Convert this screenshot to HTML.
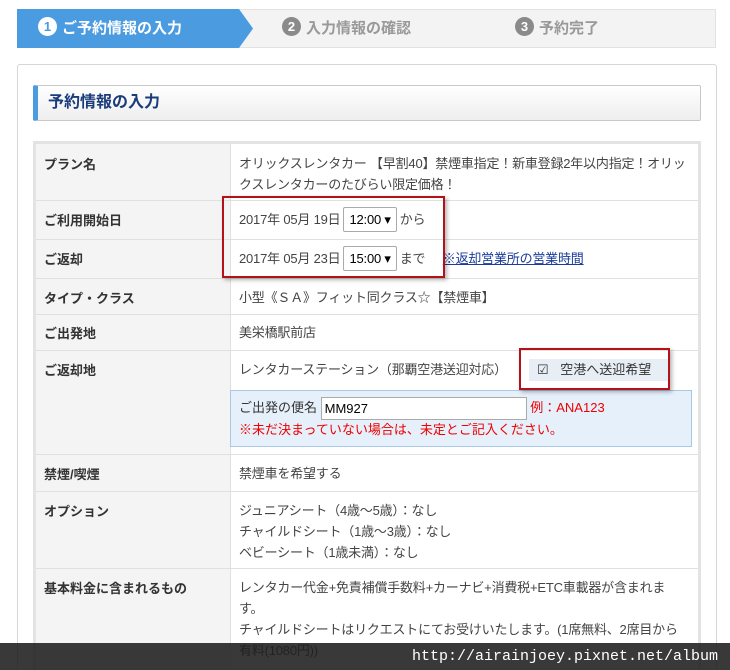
<!DOCTYPE html>
<html><head><meta charset="utf-8"><style>
*{margin:0;padding:0;box-sizing:border-box}
html,body{width:730px;height:670px;overflow:hidden}
body{background:#fff;font-family:"Liberation Sans","Noto Sans CJK JP",sans-serif;font-size:13px;color:#333;position:relative}
.abs{position:absolute}
.steps{left:17px;top:9px;width:699px;height:39px;background:#f3f3f3;border:1px solid #e2e2e2}
.st{position:absolute;top:0;height:37px;line-height:37px;font-size:15px;color:#999;font-weight:bold}
.num{display:inline-block;width:19px;height:19px;border-radius:50%;background:#8a8a8a;color:#fff;text-align:center;line-height:19px;font-size:13px;margin-right:5px;vertical-align:2px}
.card{left:17px;top:64px;width:700px;height:620px;border:1px solid #d6d6d6;border-radius:3px}
.hd{left:33px;top:85px;width:668px;height:36px;border:1px solid #c8c8c8;border-left:5px solid #4a9be0;background:linear-gradient(#fff,#eee);font-size:16px;font-weight:bold;color:#1a3c7a;line-height:34px;padding-left:10px;border-radius:2px}
.tbl{left:33px;top:141px;width:668px;height:540px;border:3px solid #e3e3e3;border-bottom:none;background:#fff}
.lab{left:0;top:0;width:195px;height:540px;background:#f4f4f4;border-right:1px solid #e0e0e0}
.hl{left:0;width:662px;height:1px;background:#e0e0e0}
.l{left:8px;font-weight:bold;font-size:13px;color:#333}
.v{left:203px;font-size:13px;color:#444;line-height:21px;letter-spacing:-0.2px}
.sel{display:inline-block;border:1px solid #aaa;border-radius:2px;padding:0 5px;height:25px;line-height:23px;background:#fff;margin:0 3px;color:#000}
.red{border:2px solid #b3121a;box-shadow:2px 2px 4px rgba(0,0,0,.3)}
</style></head><body>
<div class="abs steps">
 <svg class="abs" style="left:-1px;top:-1px" width="260" height="39"><polygon points="0,0 222,0 236,19.5 222,39 0,39" fill="#4a9be0"/><polyline points="468,0 482,19.5 468,39" fill="none" stroke="#ddd"/></svg>
 <div class="st" style="left:20px;color:#fff"><span class="num" style="background:#fff;color:#4a9be0">1</span>ご予約情報の入力</div>
 <div class="st" style="left:264px"><span class="num">2</span>入力情報の確認</div>
 <div class="st" style="left:497px"><span class="num">3</span>予約完了</div>
</div>
<div class="abs card"></div>
<div class="abs hd">予約情報の入力</div>
<div class="abs tbl">
 <div class="abs lab"></div>
 <div class="abs hl" style="top:56px"></div>
 <div class="abs hl" style="top:95px"></div>
 <div class="abs hl" style="top:134px"></div>
 <div class="abs hl" style="top:170px"></div>
 <div class="abs hl" style="top:206px"></div>
 <div class="abs hl" style="top:310px"></div>
 <div class="abs hl" style="top:347px"></div>
 <div class="abs hl" style="top:424px"></div>
 <div class="abs l" style="top:10px">プラン名</div>
 <div class="abs v" style="top:9px;width:455px">オリックスレンタカー 【早割40】禁煙車指定！新車登録2年以内指定！オリックスレンタカーのたびらい限定価格！</div>
 <div class="abs l" style="top:66px">ご利用開始日</div>
 <div class="abs v" style="top:63px">2017年 05月 19日<span class="sel">12:00 ▾</span>から</div>
 <div class="abs l" style="top:105px">ご返却</div>
 <div class="abs v" style="top:102px">2017年 05月 23日<span class="sel">15:00 ▾</span>まで <span style="color:#1a3c9a;text-decoration:underline;margin-left:14px">※返却営業所の営業時間</span></div>
 <div class="abs l" style="top:144px">タイプ・クラス</div>
 <div class="abs v" style="top:143px">小型《ＳＡ》フィット同クラス☆【禁煙車】</div>
 <div class="abs l" style="top:179px">ご出発地</div>
 <div class="abs v" style="top:178px">美栄橋駅前店</div>
 <div class="abs l" style="top:216px">ご返却地</div>
 <div class="abs v" style="top:215px">レンタカーステーション（那覇空港送迎対応）</div>
 <div class="abs" style="left:493px;top:215px;width:140px;height:22px;background:#e8eef5;font-size:13px;line-height:22px;padding-left:8px">☑ <span style="margin-left:8px">空港へ送迎希望</span></div>
 <div class="abs" style="left:194px;top:246px;width:462px;height:57px;background:#e6f0fa;border:1px solid #a8c8e8;padding:6px 8px;font-size:13px;line-height:20px">ご出発の便名 <span style="display:inline-block;width:206px;height:23px;border:1px solid #aaa;background:#fff;vertical-align:middle;padding-left:3px;line-height:21px;color:#000">MM927</span> <span style="color:#e00">例：ANA123</span><br><span style="color:#e00">※未だ決まっていない場合は、未定とご記入ください。</span></div>
 <div class="abs l" style="top:320px">禁煙/喫煙</div>
 <div class="abs v" style="top:319px">禁煙車を希望する</div>
 <div class="abs l" style="top:357px">オプション</div>
 <div class="abs v" style="top:356px">ジュニアシート（4歳～5歳）：なし<br>チャイルドシート（1歳～3歳）：なし<br>ベビーシート（1歳未満）：なし</div>
 <div class="abs l" style="top:434px">基本料金に含まれるもの</div>
 <div class="abs v" style="top:433px;width:450px">レンタカー代金+免責補償手数料+カーナビ+消費税+ETC車載器が含まれま す。<br>チャイルドシートはリクエストにてお受けいたします。(1席無料、2席目から有料(1080円))</div>
</div>
<div class="abs red" style="left:222px;top:196px;width:223px;height:82px"></div>
<div class="abs red" style="left:519px;top:348px;width:151px;height:42px"></div>
<div class="abs" style="left:0;top:643px;width:730px;height:27px;background:rgba(30,30,30,.88);color:#fff;font-family:'Liberation Mono',monospace;font-size:15px;text-align:right;padding-right:12px;line-height:27px">http://airainjoey.pixnet.net/album</div>
</body></html>
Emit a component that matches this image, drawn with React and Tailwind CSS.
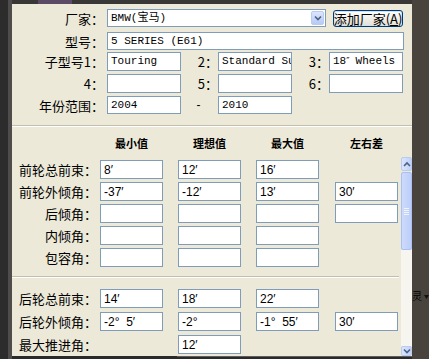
import React from "react";

const CJK = "font-['Noto_Sans_CJK_SC','Noto_Sans',sans-serif]";
const MONO = "font-['Liberation_Mono','Noto_Sans_CJK_SC',monospace]";
const SANS = "font-['Liberation_Sans','Noto_Sans_CJK_SC',sans-serif]";

function Box({ w, h = "h-[19px]", children, mono = true }) {
  return (
    <div
      className={`${w} ${h} shrink-0 border border-[#7f9db9] bg-white flex items-center pl-[3px] overflow-hidden whitespace-nowrap text-black ${
        mono ? `${MONO} text-[11px]` : `${SANS} text-[12px]`
      }`}
    >
      {children}
    </div>
  );
}

function TopLabel({ children, w = "w-[92px]" }) {
  return (
    <div className={`${w} shrink-0 text-right ${CJK} text-[13px] leading-none text-black`}>
      {children}
    </div>
  );
}

function Groove({ className = "" }) {
  return <div className={`h-[2px] border-t border-t-[#c2bfae] border-b border-b-white ${className}`} />;
}

function Chevron({ up }) {
  return (
    <svg width="8" height="6" viewBox="0 0 8 6">
      <path
        d={up ? "M1 5 L4 2 L7 5" : "M1 1.5 L4 4.5 L7 1.5"}
        fill="none"
        stroke="#4d6185"
        strokeWidth="1.6"
      />
    </svg>
  );
}

function LowerRow({ label, v1, v2, v3, v4, show = [true, true, true, true] }) {
  const vals = [v1, v2, v3, v4];
  return (
    <div className="flex items-center h-[19px]">
      <div className={`w-[85px] shrink-0 text-right ${CJK} text-[13px] leading-none text-black`}>{label}</div>
      <div className="w-[3px] shrink-0" />
      {vals.map((v, i) => (
        <div key={i} className={`flex ${i === 0 ? "" : i === 3 ? "ml-[16px]" : "ml-[15px]"}`}>
          {show[i] ? (
            <Box w="w-[63px]" mono={false}>
              {v}
            </Box>
          ) : (
            <div className="w-[63px] h-[19px]" />
          )}
        </div>
      ))}
    </div>
  );
}

export default function App() {
  return (
    <div className="w-[429px] h-[359px] bg-[#47433c] flex overflow-hidden">
      {/* left strip */}
      <div className="w-[12px] shrink-0 flex">
        <div className="w-[8px] bg-[#2c2c2c]" />
        <div className="w-[4px] bg-[#4e4d4b]" />
      </div>

      {/* middle */}
      <div className="w-[400px] shrink-0 flex flex-col">
        <div className="h-[4px] bg-[#3a3837] flex">
          <div className="ml-[26px] w-[34px] bg-[#5b4b66]" />
        </div>

        <div className="h-[352px] bg-[#ece9d8] flex flex-col">
          {/* top section */}
          <div className="h-[121px] flex flex-col">
            {/* row 1 */}
            <div className="mt-[5px] flex items-center h-[18px]">
              <TopLabel>厂家：</TopLabel>
              <div className="w-[3px] shrink-0" />
              <div className="w-[219px] h-[18px] border border-[#7f9db9] bg-white flex items-stretch p-[1px]">
                <div className={`flex-1 flex items-center pl-[2px] ${MONO} text-[11px] text-black whitespace-nowrap`}>
                  BMW(宝马)
                </div>
                <div className="w-[13px] rounded-[2px] border border-[#b9cbf3] bg-gradient-to-b from-[#dce6fd] to-[#b7caf6] flex items-center justify-center">
                  <Chevron />
                </div>
              </div>
              <div className="w-[7px] shrink-0" />
              <div
                className={`w-[70px] h-[17px] rounded-[3px] border border-[#003c74] bg-gradient-to-b from-white to-[#e3e0d2] shadow-[inset_0_0_0_1px_#cfe0fb] flex items-center justify-center ${CJK} text-[13px] leading-none text-black whitespace-nowrap`}
              >
                添加厂家(<span className="underline">A</span>)
              </div>
            </div>

            {/* row 2 */}
            <div className="mt-[5px] flex items-center h-[18px]">
              <TopLabel>型号：</TopLabel>
              <div className="w-[3px] shrink-0" />
              <Box w="w-[297px]" h="h-[18px]">5 SERIES (E61)</Box>
            </div>

            {/* row 3 */}
            <div className="mt-[2px] flex items-center h-[19px]">
              <TopLabel>子型号1：</TopLabel>
              <div className="w-[3px] shrink-0" />
              <Box w="w-[74px]">Touring</Box>
              <TopLabel w="w-[37px]">2：</TopLabel>
              <Box w="w-[74px]">Standard Su</Box>
              <TopLabel w="w-[37px]">3：</TopLabel>
              <Box w="w-[74px]">
                <span>18</span>
                <span className="font-['DejaVu_Sans',sans-serif] text-[9px]">″</span>
                <span className="ml-[6px]">Wheels</span>
              </Box>
            </div>

            {/* row 4 */}
            <div className="mt-[3px] flex items-center h-[19px]">
              <TopLabel>4：</TopLabel>
              <div className="w-[3px] shrink-0" />
              <Box w="w-[74px]"></Box>
              <TopLabel w="w-[37px]">5：</TopLabel>
              <Box w="w-[74px]"></Box>
              <TopLabel w="w-[37px]">6：</TopLabel>
              <Box w="w-[74px]"></Box>
            </div>

            {/* row 5 */}
            <div className="mt-[3px] flex items-center h-[18px]">
              <TopLabel>年份范围：</TopLabel>
              <div className="w-[3px] shrink-0" />
              <Box w="w-[74px]" h="h-[18px]">2004</Box>
              <div className={`w-[37px] shrink-0 text-center pr-[2px] ${SANS} text-[12px] text-black`}>-</div>
              <Box w="w-[74px]" h="h-[18px]">2010</Box>
            </div>
          </div>

          <Groove />

          {/* lower section */}
          <div className="flex-1 flex">
            <div className="w-[389px] shrink-0 flex flex-col pt-[9px]">
              <div className="flex h-[14px] items-center">
                <div className="w-[88px] shrink-0" />
                {["最小值", "理想值", "最大值", "左右差"].map((t, i) => (
                  <div
                    key={t}
                    className={`w-[63px] text-center ${CJK} text-[11px] font-bold leading-none text-black ${
                      i === 0 ? "" : i === 3 ? "ml-[16px]" : "ml-[15px]"
                    }`}
                  >
                    {t}
                  </div>
                ))}
              </div>

              <div className="mt-[10px] flex flex-col gap-[3px]">
                <LowerRow label="前轮总前束：" v1="8′" v2="12′" v3="16′" show={[true, true, true, false]} />
                <LowerRow label="前轮外倾角：" v1="-37′" v2="-12′" v3="13′" v4="30′" />
                <LowerRow label="后倾角：" />
                <LowerRow label="内倾角：" show={[true, true, true, false]} />
                <LowerRow label="包容角：" show={[true, true, true, false]} />
              </div>

              <Groove className="mt-[9px] mr-[2px]" />

              <div className="mt-[11px] flex flex-col gap-[4px]">
                <LowerRow label="后轮总前束：" v1="14′" v2="18′" v3="22′" show={[true, true, true, false]} />
                <LowerRow
                  label="后轮外倾角："
                  v1={<span className="whitespace-pre">-2°  5′</span>}
                  v2="-2°"
                  v3={<span className="whitespace-pre">-1°  55′</span>}
                  v4="30′"
                />
                <LowerRow label="最大推进角：" v2="12′" show={[false, true, false, false]} />
              </div>
            </div>

            {/* scrollbar */}
            <div className="w-[11px] shrink-0 pt-[30px] flex flex-col">
              <div className="h-[14px] rounded-[2px] border border-[#b9cbf3] bg-gradient-to-r from-[#dbe5fd] to-[#c0d1f8] flex items-center justify-center">
                <Chevron up />
              </div>
              <div className="mt-[1px] h-[78px] rounded-[2px] border border-[#aac0f3] bg-gradient-to-r from-[#cddbfc] to-[#bccef8] flex flex-col items-center justify-center gap-[1px]">
                <div className="w-[5px] h-[1px] bg-[#eef3fe]" />
                <div className="w-[5px] h-[1px] bg-[#eef3fe]" />
                <div className="w-[5px] h-[1px] bg-[#eef3fe]" />
                <div className="w-[5px] h-[1px] bg-[#eef3fe]" />
              </div>
              <div className="flex-1 bg-[#f6f5f0]" />
              <div className="h-[10px] rounded-[2px] border border-[#b9cbf3] bg-gradient-to-r from-[#dbe5fd] to-[#c0d1f8] flex items-center justify-center">
                <Chevron />
              </div>
            </div>
          </div>
        </div>

        <div className="h-[3px] bg-[#2a2a2a] flex">
          <div className="ml-[165px] flex-1 border-t border-t-[#5e5e5e]" />
        </div>
      </div>

      {/* right */}
      <div className="flex-1 bg-[#48443d] pt-[291px] flex items-start">
        <div className={`${CJK} text-[10px] leading-none text-black`}>灵</div>
        <svg className="ml-[2px] mt-[4px]" width="5" height="4" viewBox="0 0 5 4">
          <path d="M0 0 L5 0 L2.5 4 Z" fill="#111" />
        </svg>
      </div>
    </div>
  );
}
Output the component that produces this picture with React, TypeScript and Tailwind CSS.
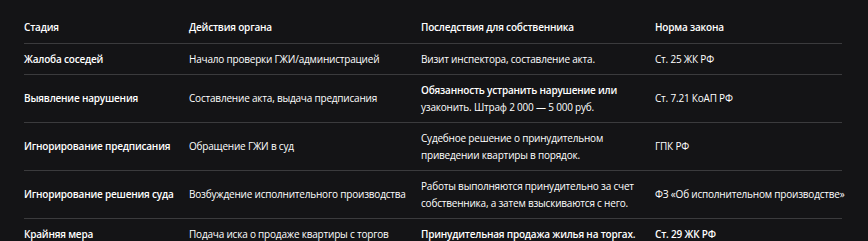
import React from 'react';

type Row = {
    stage: string;
    action: string;
    result: React.ReactNode;
    law: React.ReactNode;
};

const rows: Row[] = [
    {
        stage: 'Жалоба соседей',
        action: 'Начало проверки ГЖИ/администрацией',
        result: 'Визит инспектора, составление акта.',
        law: 'Ст. 25 ЖК РФ',
    },
    {
        stage: 'Выявление нарушения',
        action: 'Составление акта, выдача предписания',
        result: (
            <>
                <strong className="font-semibold">Обязанность устранить нарушение или</strong>
                <br />
                узаконить. Штраф 2 000 — 5 000 руб.
            </>
        ),
        law: 'Ст. 7.21 КоАП РФ',
    },
    {
        stage: 'Игнорирование предписания',
        action: 'Обращение ГЖИ в суд',
        result: (
            <>
                Судебное решение о принудительном
                <br />
                приведении квартиры в порядок.
            </>
        ),
        law: 'ГПК РФ',
    },
    {
        stage: 'Игнорирование решения суда',
        action: 'Возбуждение исполнительного производства',
        result: (
            <>
                Работы выполняются принудительно за счет
                <br />
                собственника, а затем взыскиваются с него.
            </>
        ),
        law: 'ФЗ «Об исполнительном производстве»',
    },
    {
        stage: 'Крайняя мера',
        action: 'Подача иска о продаже квартиры с торгов',
        result: <strong className="font-semibold">Принудительная продажа жилья на торгах.</strong>,
        law: <strong className="font-semibold">Ст. 29 ЖК РФ</strong>,
    },
];

const headers = ['Стадия', 'Действия органа', 'Последствия для собственника', 'Норма закона'];

export default function App() {
    return (
        <div className="min-h-screen bg-[#141416] text-white font-['Open_Sans',sans-serif] text-[10px] leading-[16.5px] tracking-[-0.2px] pl-6 pt-[12px]">
            <table className="w-[818px] border-collapse table-fixed text-left">
                <colgroup>
                    <col className="w-[165px]" />
                    <col className="w-[232px]" />
                    <col className="w-[234px]" />
                    <col className="w-[187px]" />
                </colgroup>
                <thead>
                    <tr className="border-b border-[#3b3b3d]">
                        {headers.map((h) => (
                            <th key={h} className="py-[7px] font-semibold align-middle whitespace-nowrap">
                                {h}
                            </th>
                        ))}
                    </tr>
                </thead>
                <tbody>
                    {rows.map((row, i) => (
                        <tr key={row.stage} className={i < rows.length - 1 ? 'border-b border-[#3b3b3d]' : ''}>
                            <td className="py-[7px] font-semibold align-middle whitespace-nowrap">{row.stage}</td>
                            <td className="py-[7px] align-middle whitespace-nowrap">{row.action}</td>
                            <td className="py-[7px] align-middle whitespace-nowrap">{row.result}</td>
                            <td className="py-[7px] align-middle whitespace-nowrap">{row.law}</td>
                        </tr>
                    ))}
                </tbody>
            </table>
        </div>
    );
}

┄┄┄┄┄┄

Scan the lines for the string "this". Copy out each line that matches.

Full output >>
Convert this screenshot to HTML.
Emit a component that matches this image, drawn with React and Tailwind CSS.
Output the component that produces this picture with React, TypeScript and Tailwind CSS.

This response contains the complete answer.